Prof. Stephanie Ohshita Considers Urban Energy and Water Infrastructure For Resilient Low-Carbon Cities with LBNL China Energy Group
Even as cities pursue energy-efficient and low-carbon transformation,they are facing the impacts of climate change, including severe storms that threaten lives and infrastructure, droughts and floods, intensified heat waves, worsening smog, and other ecological and human health impacts. How can cities be both resilient and low-carbon, such that communities “survive and thrive” in a changing climate? What are the energy implications of these efforts?
Prof. Stephanie Ohshita of the University of San Francisco, and Visiting Faculty with the China Energy Group, conducted a seminar on this topic in November at Lawrence Berkeley National Laboratory. The seminar provided an overview of qualitative and quantitative frameworks for resilient cities, including multi-impact vulnerability assessment of urban water systems (ICLEI, UNESCO, IWA), and a multi-criteria resilience framework encompassing diverse livelihoods and stakeholder engagement, as well as reliability of critical infrastructure. Prof. Ohshita noted that energy analysis is generally lacking in these frameworks, other than consideration of supply-side disruption. The seminar also presented brief case studies of city experience, including Detroit (USA), Curitiba (Brazil), and Chongqing (China), which is a participant in China’s “sponge city” pilot program to manage storms and flooding. The case studies focused on energy and water infrastructure, highlighting how equity and ecological approaches (i.e., blue-green infrastructure) can empower communities and save money while making infrastructure more resilient.

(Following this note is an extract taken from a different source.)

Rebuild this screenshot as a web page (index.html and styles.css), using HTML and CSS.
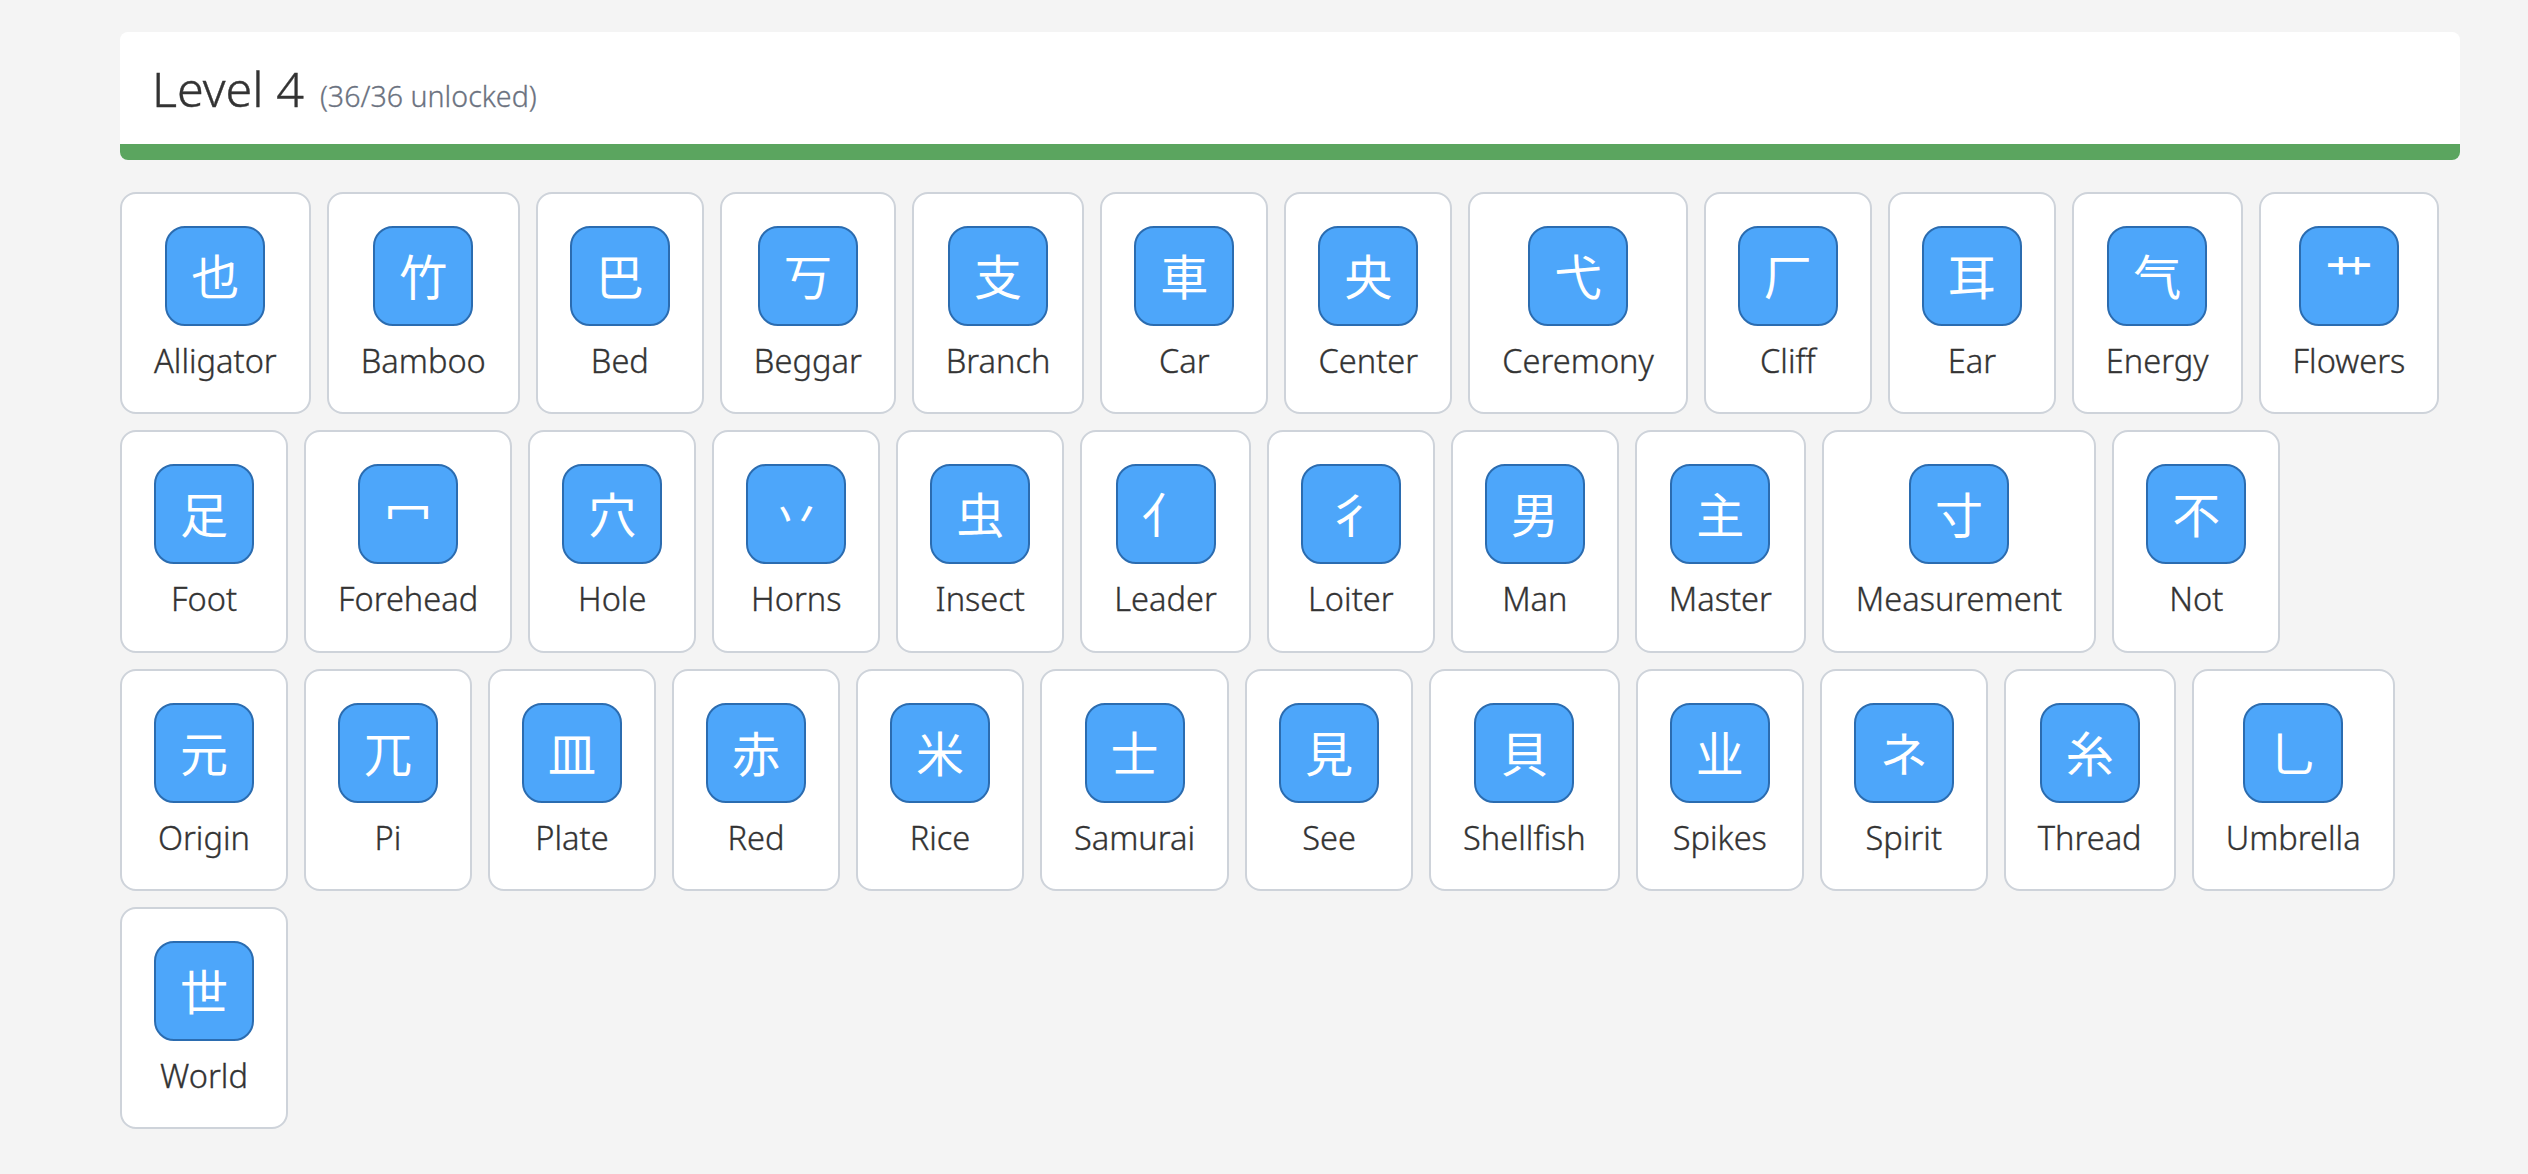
FILE: index.html
```
<!DOCTYPE html>
<html lang="ja">
<head>
<meta charset="utf-8">
<title>Level 4</title>
<link rel="stylesheet" href="styles.css">
</head>
<body>
<main class="page">
<header class="level-card">
<div class="level-head"><h1 class="level-title">Level 4</h1><span class="level-count">(36/36 unlocked)</span></div>
<div class="progress"></div>
</header>
<section class="grid">
<a class="item"><span class="glyph">也</span><span class="name">Alligator</span></a>
<a class="item"><span class="glyph">竹</span><span class="name">Bamboo</span></a>
<a class="item"><span class="glyph">巴</span><span class="name">Bed</span></a>
<a class="item"><span class="glyph">丂</span><span class="name">Beggar</span></a>
<a class="item"><span class="glyph">支</span><span class="name">Branch</span></a>
<a class="item"><span class="glyph">車</span><span class="name">Car</span></a>
<a class="item"><span class="glyph">央</span><span class="name">Center</span></a>
<a class="item"><span class="glyph">弋</span><span class="name">Ceremony</span></a>
<a class="item"><span class="glyph">厂</span><span class="name">Cliff</span></a>
<a class="item"><span class="glyph">耳</span><span class="name">Ear</span></a>
<a class="item"><span class="glyph">气</span><span class="name">Energy</span></a>
<a class="item"><span class="glyph">艹</span><span class="name">Flowers</span></a>
<a class="item"><span class="glyph">足</span><span class="name">Foot</span></a>
<a class="item"><span class="glyph">冖</span><span class="name">Forehead</span></a>
<a class="item"><span class="glyph">穴</span><span class="name">Hole</span></a>
<a class="item"><span class="glyph">丷</span><span class="name">Horns</span></a>
<a class="item"><span class="glyph">虫</span><span class="name">Insect</span></a>
<a class="item"><span class="glyph">亻</span><span class="name">Leader</span></a>
<a class="item"><span class="glyph">彳</span><span class="name">Loiter</span></a>
<a class="item"><span class="glyph">男</span><span class="name">Man</span></a>
<a class="item"><span class="glyph">主</span><span class="name">Master</span></a>
<a class="item"><span class="glyph">寸</span><span class="name">Measurement</span></a>
<a class="item"><span class="glyph">不</span><span class="name">Not</span></a>
<a class="item"><span class="glyph">元</span><span class="name">Origin</span></a>
<a class="item"><span class="glyph">兀</span><span class="name">Pi</span></a>
<a class="item"><span class="glyph">皿</span><span class="name">Plate</span></a>
<a class="item"><span class="glyph">赤</span><span class="name">Red</span></a>
<a class="item"><span class="glyph">米</span><span class="name">Rice</span></a>
<a class="item"><span class="glyph">士</span><span class="name">Samurai</span></a>
<a class="item"><span class="glyph">見</span><span class="name">See</span></a>
<a class="item"><span class="glyph">貝</span><span class="name">Shellfish</span></a>
<a class="item"><span class="glyph">业</span><span class="name">Spikes</span></a>
<a class="item"><span class="glyph">ネ</span><span class="name">Spirit</span></a>
<a class="item"><span class="glyph">糸</span><span class="name">Thread</span></a>
<a class="item"><span class="glyph">乚</span><span class="name">Umbrella</span></a>
<a class="item"><span class="glyph">世</span><span class="name">World</span></a>
</section>
</main>
</body>
</html>
```
FILE: styles.css
```
* { box-sizing: border-box; }
html, body { margin: 0; padding: 0; }
body {
  background: #f4f4f4;
  color: #333;
  font-family: "Noto Sans", "Noto Sans CJK JP", sans-serif;
}
.page { padding: 32px 68px 0 120px; }
.level-card {
  background: #fff;
  border-radius: 8px;
  overflow: hidden;
  margin-bottom: 32px;
}
.level-head {
  display: flex;
  align-items: baseline;
  gap: 16px;
  height: 112px;
  padding: 26px 32px 0;
}
.level-title { margin: 0; font-size: 48.5px; font-weight: 300; line-height: 60px; color: #333; -webkit-text-stroke: 0.4px #333; }
.level-count { font-size: 28.6px; font-weight: 300; color: #6b7280; -webkit-text-stroke: 0.3px #6b7280; }
.progress { height: 16px; background: #5ba55f; }
.grid { display: flex; flex-wrap: wrap; gap: 16px; }
.item {
  display: flex;
  flex-direction: column;
  align-items: center;
  height: 222.3px;
  padding: 32px 32px 0;
  background: #fff;
  border: 2px solid #ced3da;
  border-radius: 16px;
}
.glyph {
  flex: none;
  display: flex;
  align-items: center;
  justify-content: center;
  width: 100px;
  height: 100px;
  padding-bottom: 4px;
  background: #4da6fa;
  border: 2px solid #2b6cb0;
  border-radius: 20px;
  color: #fff;
  font-family: "Noto Sans CJK JP", sans-serif;
  font-size: 48px;
  line-height: 1;
}
.name { margin-top: 14px; font-size: 32.6px; font-weight: 300; line-height: 42px; white-space: nowrap; -webkit-text-stroke: 0.35px #333; }
```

The seminar concluded by identifying and discussing energy analysis needed for resilient low-carbon cities. One area of analysis is greater consideration of climate stressors and shocks on energy end-use, as well as energy supply systems; for example, designing and installing efficient boilers that won’t be damaged by flooded basements. Another area is analysis of the operational energy and carbon of resilience projects; for example, utilizing solar plus storage, rather than diesel or natural gas for back-up generation. Finally, the third research area discussed was analysis of embodied energy and carbon in urban infrastructure, to highlight the benefits of early action to avoid infrastructure damage, as well as to consider embodied energy in options for more resilient infrastructure, e.g., utilizing bio-swale boulevards and parks as flood basins (blue-green infrastructure) rather than energy-intensive concrete flood barriers.